Paiva Weed submits legislation on health benefits
Sen. M. Teresa Paiva Weed submitted on Jan. 28 legislation to establish a health benefit exchange in Rhode Island. Exchanges are intended to expand health care coverage, improve the quality of coverage, increase competition and transparency, and reduce costs.
A health insurance exchange is a marketplace – virtual or actual – through which small businesses and individuals can learn about their health insurance options and available subsidies. Similar to shopping online, individuals or those looking to purchase benefits for employees of a small business can visit the health benefit exchange website to purchase insurance or learn more about their options.
The Patient Protection and Affordable Care Act, part of the federal health care reform enacted in 2010, requires states to establish health benefit exchanges to be fully operational by 2014. The purpose is to make health care more accessible and to make the process of obtaining coverage easier.
The initial customers of the exchange would be individuals who purchase insurance on their own and small businesses. Exchanges will offer a variety of health plans, as well as information and educational services to help consumers understand their options.
The legislation submitted by Paiva Weed, who represents District 13 of Jamestown and Newport, and is president of the Senate, is known as the Rhode Island Health Benefit Exchange Act. It would establish the exchange in Rhode Island as a quasi-public agency to ensure that it is agile, flexible and responsive in order to be competitive.
Status as a quasi-public agency will also facilitate in obtaining federal funds for staff positions and contracts, while protecting the agency from bad state budget cycles. Further, the exchange must be capable of processing checks or subsidies to qualified businesses and individuals. A quasi-public agency may be more efficient at all of these tasks.
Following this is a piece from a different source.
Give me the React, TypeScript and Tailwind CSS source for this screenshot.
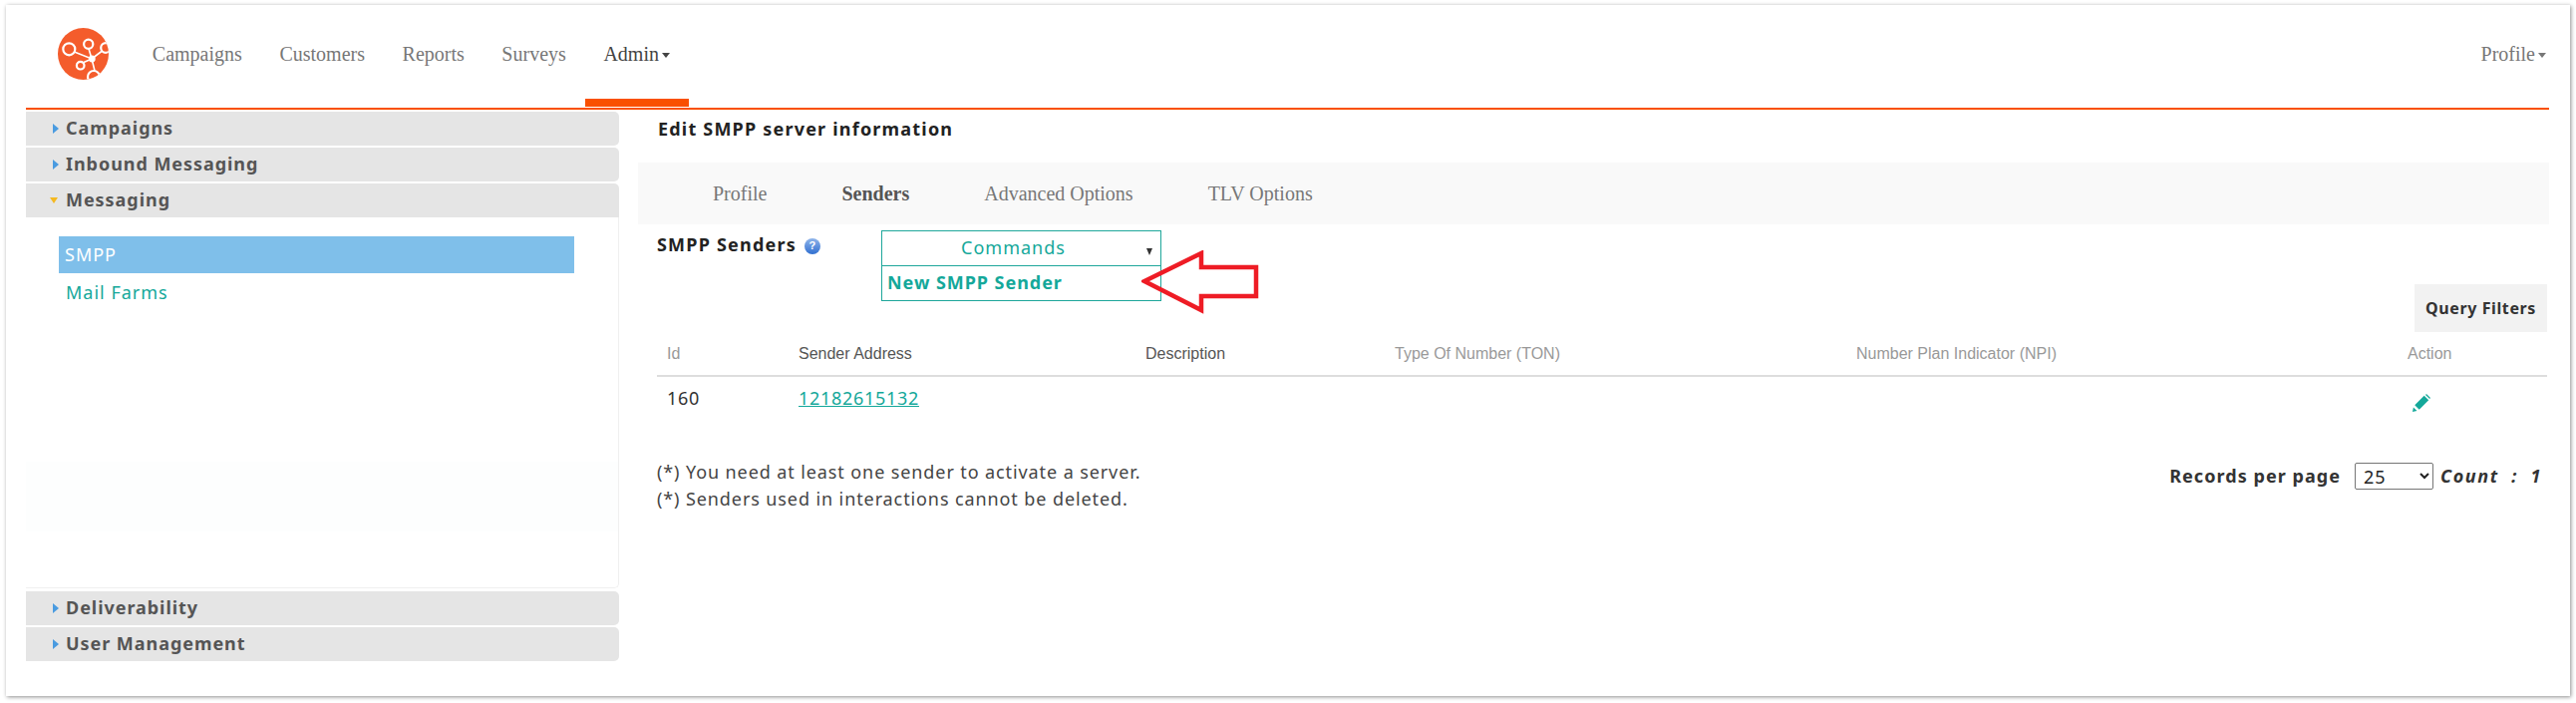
const sans = "font-['Noto_Sans',sans-serif]";

function Caret({ color = "border-t-[#777]" }: { color?: string }) {
  return <span className={`ml-[3px] inline-block h-0 w-0 border-x-[4.5px] border-t-[5px] border-x-transparent ${color}`} />;
}

function Logo() {
  return (
    <svg width="51" height="52" viewBox="0 0 51 52" className="shrink-0">
      <defs>
        <clipPath id="c"><ellipse cx="25.5" cy="26" rx="25.5" ry="26" /></clipPath>
      </defs>
      <ellipse cx="25.5" cy="26" rx="25.5" ry="26" fill="#f45c2c" />
      <g clipPath="url(#c)" stroke="#fff" fill="none" strokeWidth="2.2">
        <path d="M16.5 24 L34 31 L31 21 M26 34.5 L34 31 L44.5 23 M34 31 L37 43" strokeWidth="1.6" />
        <circle cx="11.3" cy="21.3" r="6" />
        <circle cx="30.7" cy="16.3" r="4.6" />
        <circle cx="22.7" cy="37.7" r="3.8" />
        <circle cx="48" cy="20" r="4.8" />
        <circle cx="36" cy="49" r="6" />
        <circle cx="34.3" cy="31" r="3.4" fill="#fff" stroke="none" />
      </g>
    </svg>
  );
}

function AccHeader({ label, open = false, rounded = true }: { label: string; open?: boolean; rounded?: boolean }) {
  return (
    <div className={`flex h-[34px] items-center bg-[#e5e5e5] pl-[24px] ${rounded ? "rounded-r-[5px]" : "rounded-tr-[5px]"}`}>
      <span className="flex w-[16px] justify-start">
        {open ? (
          <span className="h-0 w-0 border-x-[4.5px] border-t-[6px] border-x-transparent border-t-[#f5b921]" />
        ) : (
          <span className="ml-[3px] h-0 w-0 border-y-[5px] border-l-[6px] border-y-transparent border-l-[#4a9be0]" />
        )}
      </span>
      <span className={`${sans} pb-[1px] text-[18px] font-bold tracking-[0.95px] text-[#555]`}>{label}</span>
    </div>
  );
}

const navItems = ["Campaigns", "Customers", "Reports", "Surveys"];
const tabs = ["Profile", "Senders", "Advanced Options", "TLV Options"];

export default function App() {
  return (
    <div className="h-[705px] w-full overflow-hidden bg-white pl-[6px] pt-[5px]">
      <div className="h-[693px] w-[2572px] bg-white pl-[20px] pr-[21px] shadow-[1px_1px_4px_rgba(0,0,0,0.45)]">
        <header className="flex h-[105px] border-b-2 border-[#f95000] font-['Liberation_Serif',serif] text-[20px] text-[#777]">
          <div className="ml-[32px] mt-[23px]"><Logo /></div>
          <nav className="ml-[25px] flex h-[102px]">
            {navItems.map((n) => (
              <div key={n} className="px-[18.8px] pt-[35px] leading-[28px]">{n}</div>
            ))}
            <div className="flex h-[102px] flex-col">
              <div className="h-[94px] whitespace-nowrap pl-[18.8px] pr-[19.2px] pt-[35px] leading-[28px] text-[#444]">
                Admin<span className="relative top-[-3px]"><Caret color="border-t-[#444]" /></span>
              </div>
              <div className="h-[8px] bg-[#f95000]" />
            </div>
          </nav>
          <div className="ml-auto whitespace-nowrap pr-[3px] pt-[35px] leading-[28px]">
            Profile<span className="relative top-[-3px]"><Caret /></span>
          </div>
        </header>

        <div className="flex">
          <aside className="mt-[2px] flex w-[595px] shrink-0 flex-col">
            <div className="flex flex-col gap-[2px]">
              <AccHeader label="Campaigns" />
              <AccHeader label="Inbound Messaging" />
              <AccHeader label="Messaging" open rounded={false} />
            </div>
            <div className="h-[372px] rounded-br-[5px] border-r border-b border-[#f0f0f0] pl-[33px] pt-[19px]">
              <div className={`${sans} flex h-[37px] w-[517px] items-center bg-[#7fbfea] pl-[6px] text-[18px] tracking-[1px] text-white`}>SMPP</div>
              <div className={`${sans} flex h-[38px] items-center pl-[7px] text-[18px] tracking-[1px] text-[#14a89a]`}>Mail Farms</div>
              <div className="mt-[151px] -ml-[33px] h-[70px] bg-[#fdfefe]" />
            </div>
            <div className="mt-[3px] flex flex-col gap-[2px]">
              <AccHeader label="Deliverability" />
              <AccHeader label="User Management" />
            </div>
          </aside>

          <main className="ml-[19px] min-w-0 flex-1">
            <div className={`${sans} mb-[17px] mt-[2px] flex h-[34px] items-center pl-[20px] text-[18px] font-bold tracking-[1.2px] text-[#222]`}>
              Edit SMPP server information
            </div>
            <div className="flex h-[62px] items-center bg-[#f9f9f9] pl-[37.5px] font-['Liberation_Serif',serif] text-[20px] text-[#777]">
              {tabs.map((t) => (
                <div key={t} className={`px-[37.5px] ${t === "Senders" ? "font-bold text-[#555]" : ""}`}>{t}</div>
              ))}
            </div>

            <div className="flex h-[108px] items-start justify-between pl-[19px] pr-[2px]">
              <div className="flex">
                <div className={`${sans} flex h-[40px] w-[225px] items-center text-[18px] font-bold tracking-[1.2px] text-[#222]`}>
                  SMPP Senders
                  <span className="ml-[8px] mt-[3px] flex h-[16px] w-[16px] items-center justify-center rounded-full bg-gradient-to-b from-[#8fb4ea] to-[#2f6fd0] font-['Liberation_Sans',sans-serif] text-[11px] font-bold tracking-normal text-white">?</span>
                </div>
                <div className={`${sans} relative mt-[6px] h-[71px] w-[281px] border border-[#1fa79b]`}>
                  <div className="relative flex h-[35px] items-center justify-center border-b border-[#1fa79b] pb-[2px] pr-[16px] text-[18px] tracking-[1px] text-[#14a89a]">
                    Commands
                    <span className="absolute right-[8px] top-[17px] h-0 w-0 border-x-[3.5px] border-t-[7px] border-x-transparent border-t-[#333]" />
                  </div>
                  <div className="flex h-[34px] items-center pb-[2px] pl-[5px] text-[18px] font-bold tracking-[0.95px] text-[#14a89a]">New SMPP Sender</div>
                  <svg width="120" height="64" viewBox="0 0 120 64" className="absolute left-[260px] top-[19px]">
                    <path d="M3 31 L60 3 L60 17 L115 17 L115 46 L60 46 L60 60 Z" fill="none" stroke="#ee1c25" strokeWidth="4.5" />
                  </svg>
                </div>
              </div>
              <div className={`${sans} mt-[60px] flex h-[48px] w-[133px] items-center justify-center bg-[#f2f2f2] text-[16px] font-bold tracking-[0.6px] text-[#333]`}>
                Query Filters
              </div>
            </div>

            <div className="ml-[19px] mr-[2px]">
              <table className="w-full table-fixed border-collapse text-left">
                <thead>
                  <tr className="h-[44px] border-b-2 border-[#dddddd] font-['Liberation_Sans',sans-serif] text-[16px]">
                    <th className="w-[132px] px-[10px] font-normal text-[#999]">Id</th>
                    <th className="w-[348px] px-[10px] font-normal text-[#555]">Sender Address</th>
                    <th className="w-[250px] px-[10px] font-normal text-[#555]">Description</th>
                    <th className="w-[463px] px-[10px] font-normal text-[#999]">Type Of Number (TON)</th>
                    <th className="w-[553px] px-[10px] font-normal text-[#999]">Number Plan Indicator (NPI)</th>
                    <th className="px-[10px] font-normal text-[#999]">Action</th>
                  </tr>
                </thead>
                <tbody>
                  <tr className={`${sans} h-[42px] align-top text-[18px] tracking-[0.7px] text-[#333]`}>
                    <td className="px-[10px] pt-[8px]">160</td>
                    <td className="px-[10px] pt-[8px]"><span className="text-[#14a89a] underline">12182615132</span></td>
                    <td />
                    <td />
                    <td />
                    <td className="px-[10px] pt-[17px]">
                      <svg width="18" height="18" viewBox="0 0 20 20" className="ml-[5px]">
                        <path d="M0 20 L1 15 L5 19 Z M2.5 12.5 L13 2 L18 7 L7.5 17.5 Z M14.5 1 L15.5 0 L20 4.5 L19 5.5 Z" fill="#14a89a" />
                      </svg>
                    </td>
                  </tr>
                </tbody>
              </table>
              <div className={`${sans} mt-[41px] flex justify-between text-[18px]`}>
                <div className="leading-[27px] tracking-[0.9px] text-[#444]">
                  <div>(*) You need at least one sender to activate a server.</div>
                  <div>(*) Senders used in interactions cannot be deleted.</div>
                </div>
                <div className="mt-[4px] flex h-[27px] items-center font-bold tracking-[1.05px] text-[#333]">
                  <span>Records per page</span>
                  <select defaultValue="25" className="ml-[14px] h-[27px] w-[79px] rounded-[2px] border border-[#767676] bg-white pl-[4px] font-normal text-[#222]">
                    <option>25</option>
                    <option>50</option>
                  </select>
                  <span className="ml-[7px] w-[107px] whitespace-pre italic tracking-[1.6px]">Count  :  1</span>
                </div>
              </div>
            </div>
          </main>
        </div>
      </div>
    </div>
  );
}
“This is the centerpiece of our health care reform implementation,” said Paiva Weed. “The exchange will create a health benefit marketplace that is fair, competitive, transparent and understandable to individuals and small businesses. It will also have the important job of getting federal subsidies to the people who need them.”
As established in the legislation, an 11-member executive board would govern the Rhode Island Health Benefit Exchange. The legislation explicitly prohibits board members from being employed by or affiliated with an insurer, insurance agency or broker, health care provider, health care facility or clinic.
The board would consist of the director of the Department of Administration, the Health Insurance commissioner and the secretary of the Executive Office of Health and Human Services. Also, eight public members would be appointed by the governor with the advice and consent of the Senate, with two members to represent consumer organizations and two members to represent small business.
The remaining appointments will provide expertise in a diverse range of health care areas, including individual health care coverage, small employer health care coverage, health benefits plan administration, health care finance, administering a public or private health care delivery system, and state employee health purchasing.
Paiva Weed noted that the Senate will work to establish the exchange this legislative session to make Rhode Island eligible for additional federal funds available to “early innovator” states.
“The exchange planning grant from the federal government provides Rhode Island with an opportunity to study our marketplace and impact of each decision we make on costs and the marketplace,” Paiva Weed said. “The experts on the exchange board will have the data and be able to analyze it, and the Assembly will then be able to make well informed decisions about issues such as, for example, whether large businesses should utilize the exchange.”